Beyond social integration, language creates professional limitations. Certain jobs — doctors, accountants, architects — are legally reserved for Mexican nationals. Even in international companies, not speaking Spanish fluently limits advancement opportunities and workplace relationships.

The English-speaking bubbles in places like Puerto Vallarta, Playa del Carmen, or San Miguel de Allende create a false sense of security. You can get by without Spanish. But “getting by” and “fully integrating” are vastly different experiences. The expats who feel most at home are the ones who invested seriously in language learning, even when it was uncomfortable and slow.

Gentrification Creates Real Tension

Walk through Mexico City’s Roma Norte or Condesa neighborhoods and you’ll see the evidence everywhere: cafes with menus only in English, co-working spaces catering to digital nomads, apartment buildings where one in five units operates as short-term Airbnb rentals.

In July 2025, hundreds of protesters gathered in Condesa’s Parque México carrying signs reading “You’re not an expat, you’re an invader” and “Dispossession comes disguised as Airbnb.” Some graffiti was even more pointed: “Kill gringos,” “Learn Spanish, you dog,” and “White people: your privilege rests on our labor and dispossession.”

The numbers tell the story: Between 2019 and 2023, Airbnb listings in central Mexico City neighborhoods increased 74%. Rents in prime areas like Polanco, Roma, and Santa Fe surged up to 30% in five years. More than 20,000 low-income families are forced to leave the capital annually due to rising costs. Nearly half of all home sales in Mexico City went to foreign buyers in 2022.

Research from Tec de Monterrey found that while digital nomads aren’t the sole cause of displacement — government policies and domestic investment play larger roles — they accelerate gentrification dramatically. The concentration matters more than the numbers. A few thousand high-income foreigners in specific walkable neighborhoods can drastically reshape rental markets, businesses, and community character.

This creates moral complexity for conscientious expats. They didn’t personally create the housing crisis. Many are economic refugees themselves, fleeing unaffordable cities in their home countries. But their presence — and their spending power — undeniably contributes to displacement.

The expats navigating this most thoughtfully are the ones integrating meaningfully: learning Spanish, supporting locally-owned businesses instead of international chains, advocating for affordable housing policies even if it means paying more themselves, and building real relationships rather than treating Mexico as a picturesque backdrop for their remote work lifestyle.

Culture Shock Comes in Waves

Perhaps the most unexpected challenge is that culture shock isn’t a one-time experience you power through during the first chaotic months. It’s cyclical, hitting hardest after initial integration when you understand enough to recognize everything you still don’t understand.

The psychologist who’s lived in Mexico City longer than anyone else interviewed described it this way: “I feel the initial arrival is easier — the romance phase with great weather, affordable rent, friendly faces and delicious fruit.
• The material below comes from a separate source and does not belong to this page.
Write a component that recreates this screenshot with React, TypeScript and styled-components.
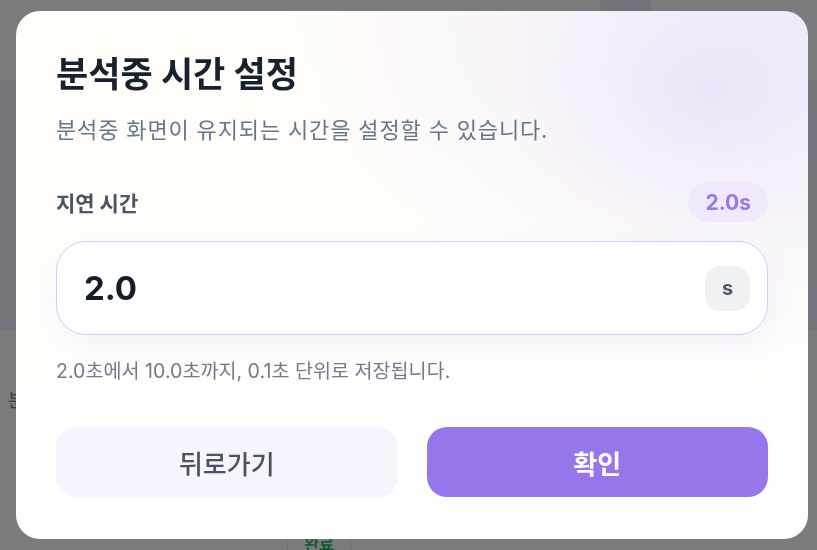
import * as React from 'react'
import styled, { createGlobalStyle } from 'styled-components'

const GlobalStyle = createGlobalStyle`
  html, body {
    margin: 0;
    padding: 0;
    width: 100%;
    height: 100%;
    overflow: hidden;
  }
  body {
    font-family: Inter, "Noto Sans CJK KR", "Noto Sans", sans-serif;
    background: #7b7b7b;
  }
`

// dimmed page behind the dialog
const Page = styled.div`
  display: grid;
  grid-template-rows: 80px 250px 1fr;
  height: 550px;
  width: 817px;
`
const TopBand = styled.div`
  display: grid;
  grid-template-columns: 600px 50px 1fr;
  & > div:nth-child(1) { background: #7b7b7b; }
  & > div:nth-child(2) { background: #747279; }
  & > div:nth-child(3) { background: #7b7b7b; }
`
const MidBand = styled.div`
  background: #76757c;
`
const LowBand = styled.div`
  position: relative;
  background: #7b7b7b;
  padding: 56px 0 0 8px;
  color: #3b3d44;
  font-size: 18px;
`
const StatusCell = styled.div`
  position: absolute;
  left: 287px;
  bottom: -6px;
  width: 62px;
  height: 24px;
  border-left: 1px dashed #6a6a6a;
  border-right: 1px dashed #6a6a6a;
  display: flex;
  justify-content: center;
  color: #0e5e34;
  font-weight: 700;
  font-size: 16px;
  line-height: 24px;
`

const Overlay = styled.div`
  position: fixed;
  inset: 0;
  display: flex;
  align-items: center;
  justify-content: center;
  padding-left: 7px;
`
const Dialog = styled.div`
  box-sizing: border-box;
  width: 792px;
  height: 528px;
  border-radius: 24px;
  padding: 40px 40px 42px;
  display: flex;
  flex-direction: column;
  background:
    radial-gradient(ellipse 200px 150px at 88% 15%, rgba(236, 228, 249, 0.9) 0%, rgba(240, 234, 250, 0.5) 50%, rgba(255, 255, 255, 0) 100%),
    radial-gradient(ellipse 520px 360px at 100% 0%, rgba(240, 233, 249, 1) 0%, rgba(243, 238, 250, 0.7) 45%, rgba(255, 255, 255, 0) 100%),
    linear-gradient(180deg, #fffdf8 0%, #fffefb 60%, #ffffff 100%);
  overflow: hidden;
`
const Title = styled.h1`
  margin: 0;
  font-size: 35px;
  line-height: 46px;
  font-weight: 700;
  color: #182130;
`
const Subtitle = styled.p`
  margin: 18px 0 0;
  font-size: 22px;
  line-height: 30px;
  letter-spacing: 0.85px;
  color: #67778b;
`
const FieldHead = styled.div`
  display: flex;
  justify-content: space-between;
  align-items: center;
  margin-top: 37px;
`
const Label = styled.span`
  font-size: 21px;
  font-weight: 700;
  color: #4a5565;
`
const Badge = styled.span`
  height: 40px;
  padding: 0 17px;
  border-radius: 20px;
  display: flex;
  align-items: center;
  background: #efe9fb;
  color: #9a79e9;
  font-size: 21px;
  font-weight: 700;
`
const InputBox = styled.div`
  box-sizing: border-box;
  margin-top: 19px;
  height: 94px;
  border-radius: 30px;
  border: 1px solid #d5c9f5;
  background: #ffffff;
  box-shadow: 0 12px 30px rgba(150, 119, 235, 0.08);
  display: flex;
  align-items: center;
  justify-content: space-between;
  padding: 0 17px 0 27px;
`
const Value = styled.span`
  font-size: 33px;
  font-weight: 700;
  color: #151d29;
`
const Unit = styled.span`
  width: 45px;
  height: 45px;
  border-radius: 15px;
  background: #f0f1f3;
  color: #4c5665;
  font-size: 20px;
  font-weight: 700;
  display: flex;
  align-items: center;
  justify-content: center;
`
const Hint = styled.p`
  margin: 22px 0 0;
  font-size: 19.6px;
  line-height: 28px;
  color: #707b8d;
`
const Actions = styled.div`
  margin-top: auto;
  display: grid;
  grid-template-columns: 1fr 1fr;
  gap: 29px;
`
const Button = styled.button<{ $primary?: boolean }>`
  height: 70px;
  border: none;
  border-radius: 20px;
  font-family: inherit;
  font-size: 26px;
  font-weight: ${({ $primary }) => ($primary ? 700 : 500)};
  background: ${({ $primary }) => ($primary ? '#9677eb' : '#f6f4fc')};
  color: ${({ $primary }) => ($primary ? '#ffffff' : '#4a5263')};
  cursor: pointer;
`

export default function App() {
  return (
    <>
      <GlobalStyle />
      <Page>
        <TopBand>
          <div />
          <div />
          <div />
        </TopBand>
        <MidBand />
        <LowBand>
          분석
          <StatusCell>완료</StatusCell>
        </LowBand>
      </Page>
      <Overlay>
        <Dialog>
          <Title>분석중 시간 설정</Title>
          <Subtitle>분석중 화면이 유지되는 시간을 설정할 수 있습니다.</Subtitle>
          <FieldHead>
            <Label>지연 시간</Label>
            <Badge>2.0s</Badge>
          </FieldHead>
          <InputBox>
            <Value>2.0</Value>
            <Unit>s</Unit>
          </InputBox>
          <Hint>2.0초에서 10.0초까지, 0.1초 단위로 저장됩니다.</Hint>
          <Actions>
            <Button>뒤로가기</Button>
            <Button $primary>확인</Button>
          </Actions>
        </Dialog>
      </Overlay>
    </>
  )
}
What was harder was not being prepared for how culture shock reveals itself the further you integrate. It’s not something you go through once at the start. It’s cyclical.”

Time operates differently. Mañana culture means plans change constantly, schedules shift, and that permit you need might arrive tomorrow or next month. For people socialized in punctuality-obsessed cultures, this requires fundamental personality recalibration.
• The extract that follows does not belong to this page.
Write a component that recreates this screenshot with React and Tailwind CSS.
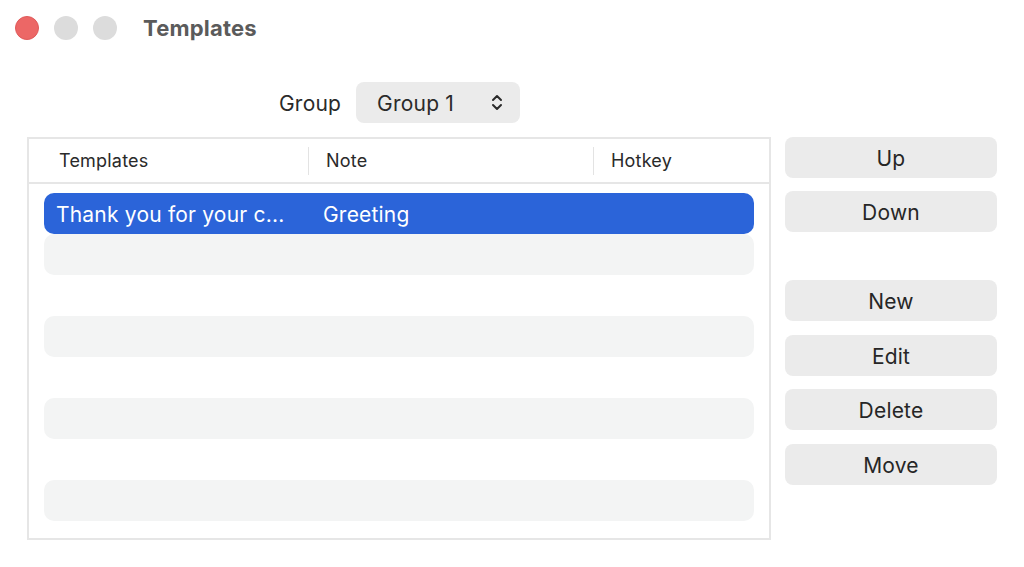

Unexpected fiestas shut down entire neighborhoods. The power goes out with no warning or estimated restoration time. Your package disappeared somewhere between the delivery truck and your gate. The restaurant you loved closed abruptly with no explanation. Your favorite corner store got replaced by another trendy cafe.

The expats who thrive are the ones who develop flexibility as a core skill. They build buffer time into everything, maintain backup plans, and learn to laugh when the carefully constructed schedule implodes. Those who can’t adapt this way tend to leave, bitter about “inefficiency” and “unreliability” — missing that they’re trying to impose their cultural framework onto a system operating by entirely different rules.
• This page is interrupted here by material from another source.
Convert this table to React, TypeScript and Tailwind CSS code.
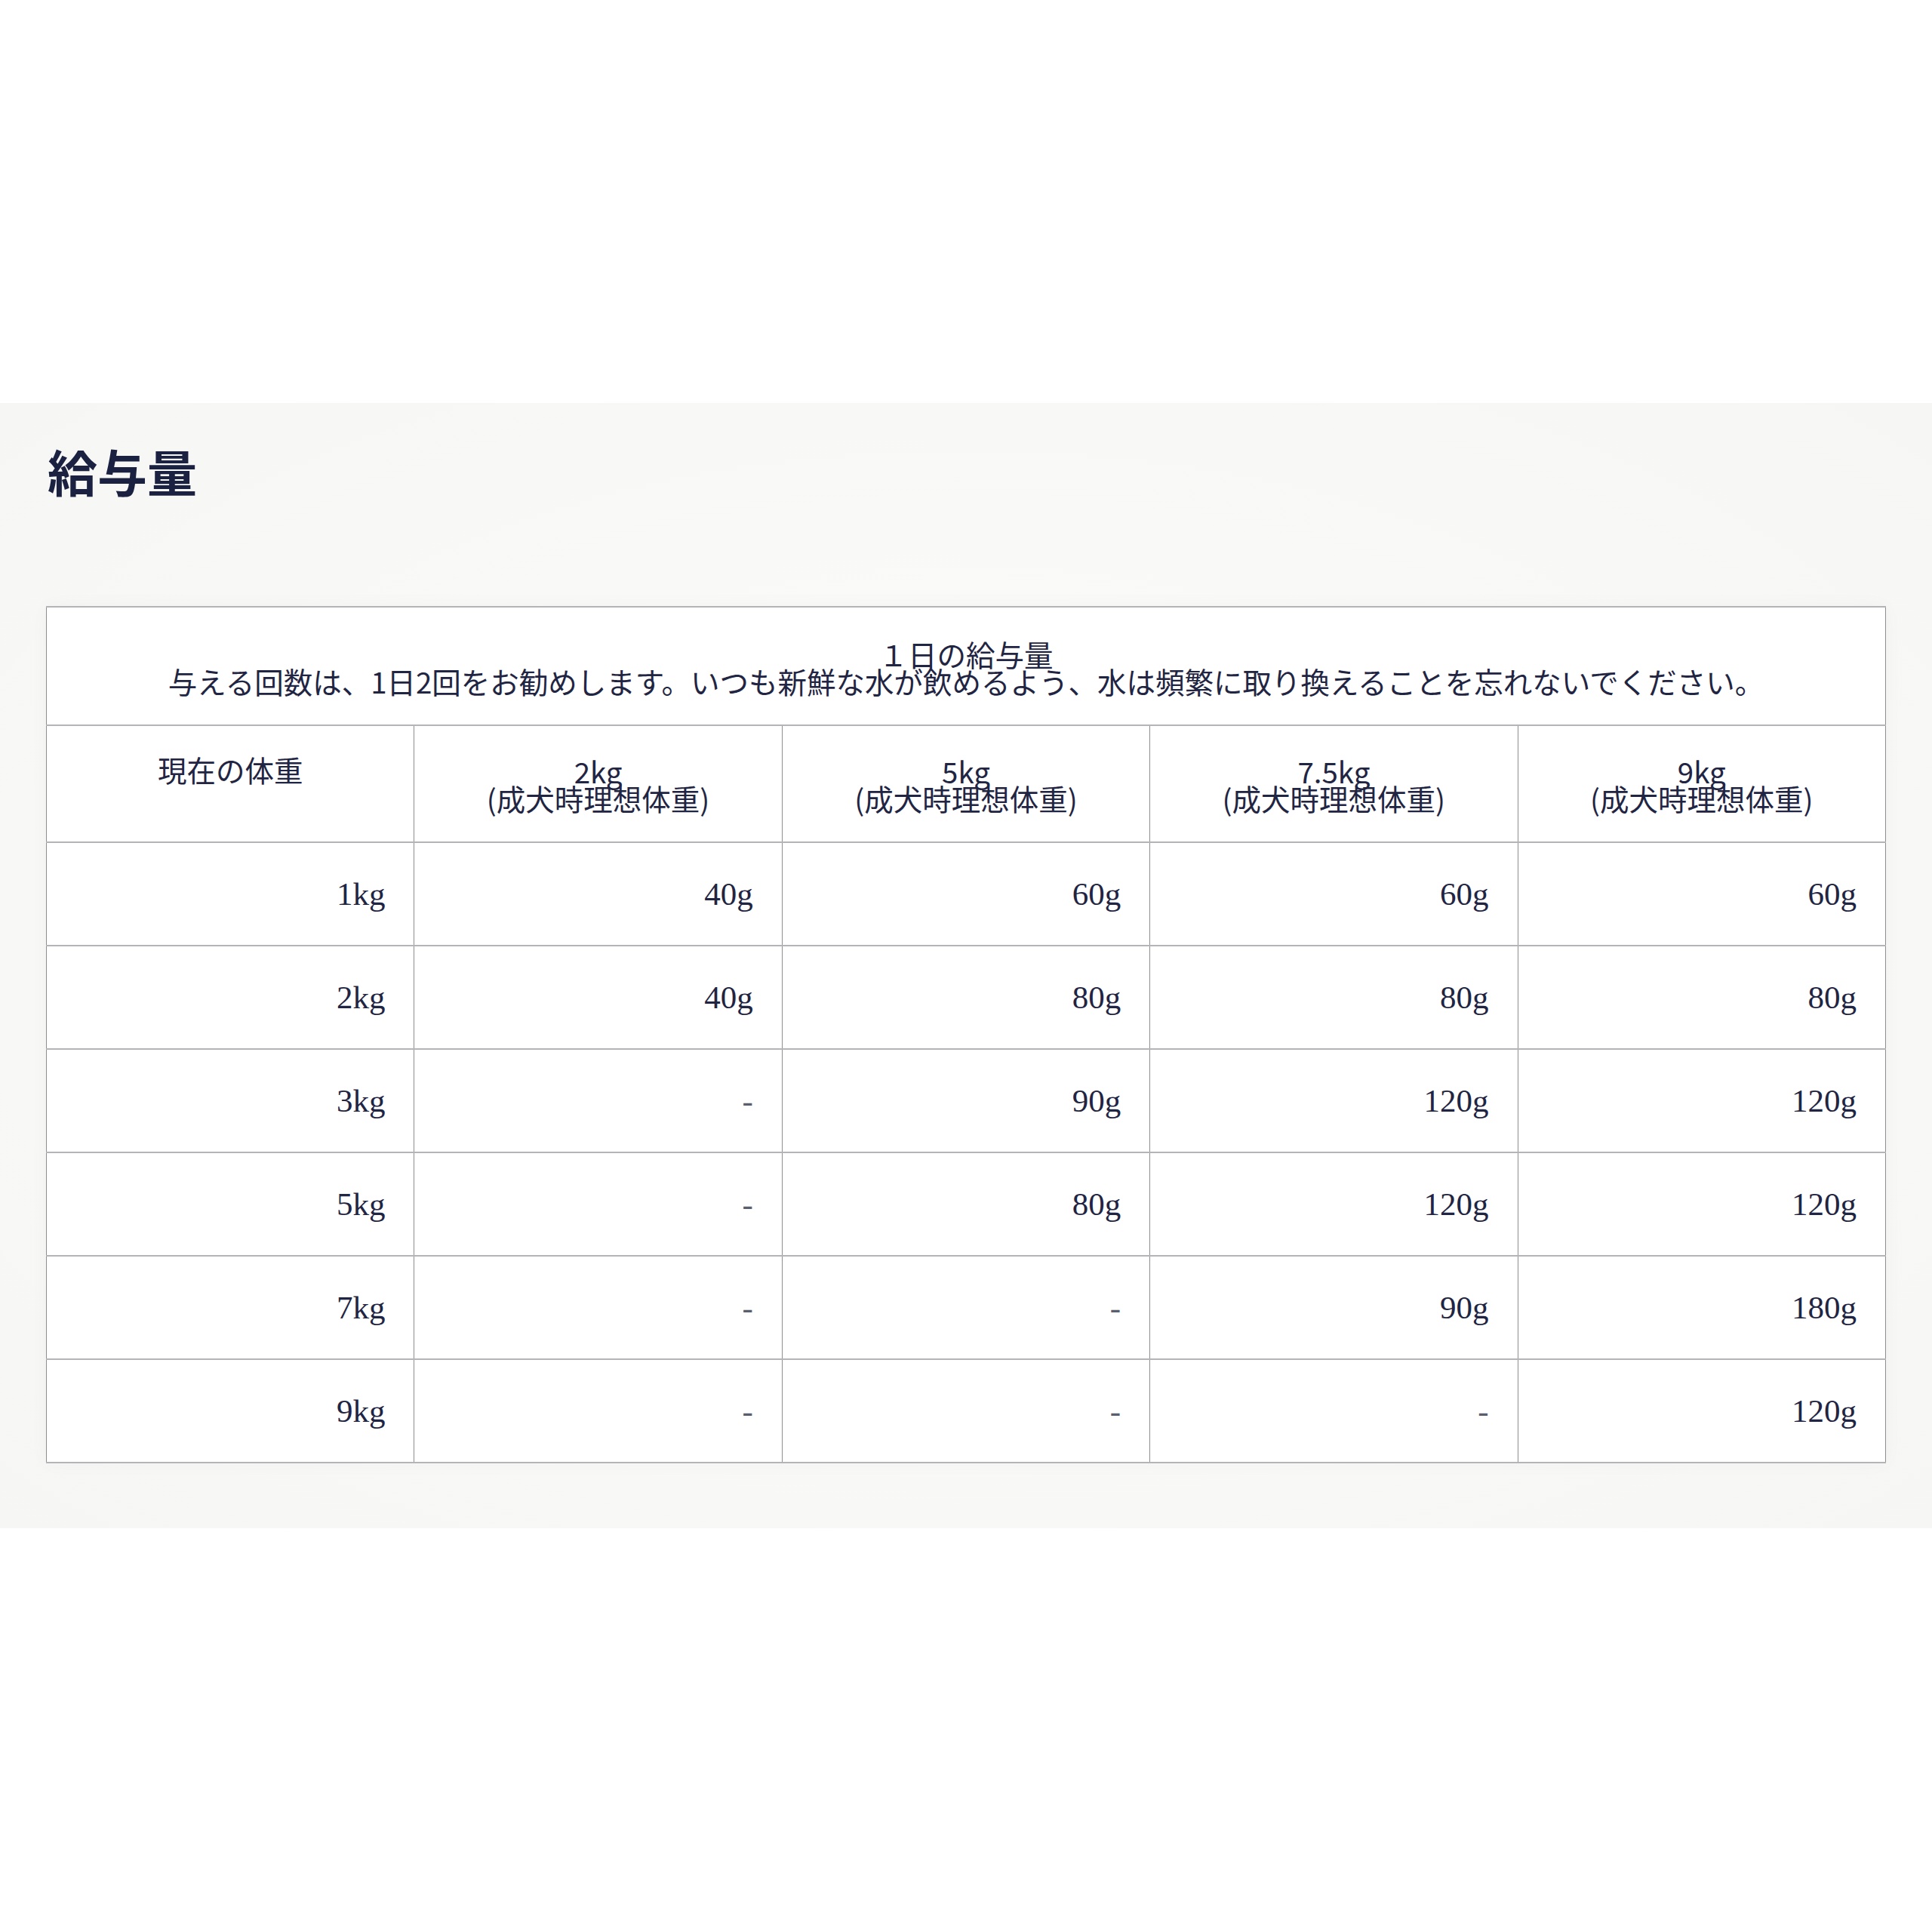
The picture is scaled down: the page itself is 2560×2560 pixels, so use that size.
import React from "react";

const cols = ["2kg", "5kg", "7.5kg", "9kg"];
const rows: [string, string[]][] = [
  ["1kg", ["40g", "60g", "60g", "60g"]],
  ["2kg", ["40g", "80g", "80g", "80g"]],
  ["3kg", ["-", "90g", "120g", "120g"]],
  ["5kg", ["-", "80g", "120g", "120g"]],
  ["7kg", ["-", "-", "90g", "180g"]],
  ["9kg", ["-", "-", "-", "120g"]],
];

const jp = "font-['Noto_Sans_CJK_JP','Noto_Sans',sans-serif]";
const serif = "font-['Liberation_Serif','Noto_Sans_CJK_JP',serif]";
const cell =
  "border-x border-x-[#8e8e8e] border-y-2 border-y-[#b4b4b8] p-0";

export default function App() {
  return (
    <div className="min-h-[2560px] bg-white pt-[534px]">
      <section className="bg-[#f7f7f5] bg-[radial-gradient(ellipse_at_center,#fdfdfc_0%,#f9f9f8_55%,#f6f6f4_100%)] px-[61px] pt-[56px] pb-[86px]">
        <h2
          className={`${jp} ml-[2px] text-[66px] leading-none font-bold text-[#1b2140] mb-[147px]`}
        >
          給与量
        </h2>
        <table className="w-full table-fixed border-collapse bg-white text-[#1f2542] shadow-[0_0_24px_rgba(0,0,0,0.03)]">
          <tbody>
            <tr>
              <td
                colSpan={5}
                className={`${cell} ${jp} text-center text-[38.5px] leading-[36px] pt-[43px] pb-[40px]`}
              >
                <div>１日の給与量</div>
                <div>
                  与える回数は、1日2回をお勧めします。いつも新鮮な水が飲めるよう、水は頻繁に取り換えることを忘れないでください。
                </div>
              </td>
            </tr>
            <tr>
              <td
                className={`${cell} ${jp} text-center align-top text-[38.5px] leading-[36px] pt-[39px] pb-[42px]`}
              >
                現在の体重
              </td>
              {cols.map((c) => (
                <td
                  key={c}
                  className={`${cell} ${jp} text-center align-top text-[38.5px] leading-[36px] pt-[41px] pb-[40px]`}
                >
                  <div>{c}</div>
                  <div>(成犬時理想体重)</div>
                </td>
              ))}
            </tr>
            {rows.map(([w, vals]) => (
              <tr key={w}>
                <td
                  className={`${cell} ${serif} h-[137px] text-right align-middle text-[43px] leading-none pr-[38px]`}
                >
                  {w}
                </td>
                {vals.map((v, i) => (
                  <td
                    key={i}
                    className={`${cell} ${serif} h-[137px] text-right align-middle text-[43px] leading-none pr-[38px] ${
                      v === "-" ? "text-[#5a5f70]" : ""
                    }`}
                  >
                    {v}
                  </td>
                ))}
              </tr>
            ))}
          </tbody>
        </table>
      </section>
    </div>
  );
}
When Does It Feel Like Home?

For some expats, Mexico feels like home immediately. For others, it’s a years-long journey punctuated by doubts. For many, it’s something in between — moments when it feels profoundly right alternating with days when everything feels foreign and exhausting.

One pattern emerges clearly: the expats building sustainable, satisfying lives in Mexico aren’t the ones who moved purely for financial arbitrage. They’re the ones who fell in love with something deeper — the culture, the pace of life, the warmth of relationships, the aesthetic beauty, the sense of being part of something larger than endless productivity.

They’re also the ones who came with realistic expectations, adequate financial cushions, and genuine interest in integration rather than recreation. They invested in language skills, built local networks, respected cultural differences, and accepted that things wouldn’t work exactly like home.

A business owner who became a Mexican citizen after eight years captured it perfectly: “Come here to continue producing, creating wealth and building happiness for yourself and the people around you. Don’t come just to settle and chill, especially if you’re young.”

Another expat, reflecting on six years in Mexico City, said: “My Mexico journey is far from complete — it’s now a permanent part of my story and my life, and I suspect it will remain so in some form or another.”

The Bottom Line

The expats who build sustainable lives in Mexico share a common trait: they didn’t move solely for financial reasons. A business owner who became a Mexican citizen after eight years put it simply: “The more grateful I became, the more it felt like mine.”

Mexico’s appeal remains real — the culture, the warmth, the quality of life. But those advantages reveal themselves slowly, often after working through the challenges that send less committed arrivals back home within months.

For those willing to invest in language learning, navigate bureaucratic frustration, and accept weak consumer protections as the price of entry, Mexico offers genuine rewards. For those chasing cheap rent and little else, the shine wears off quickly. The difference between those two experiences isn’t luck. It’s preparation, expectations, and why you came in the first place.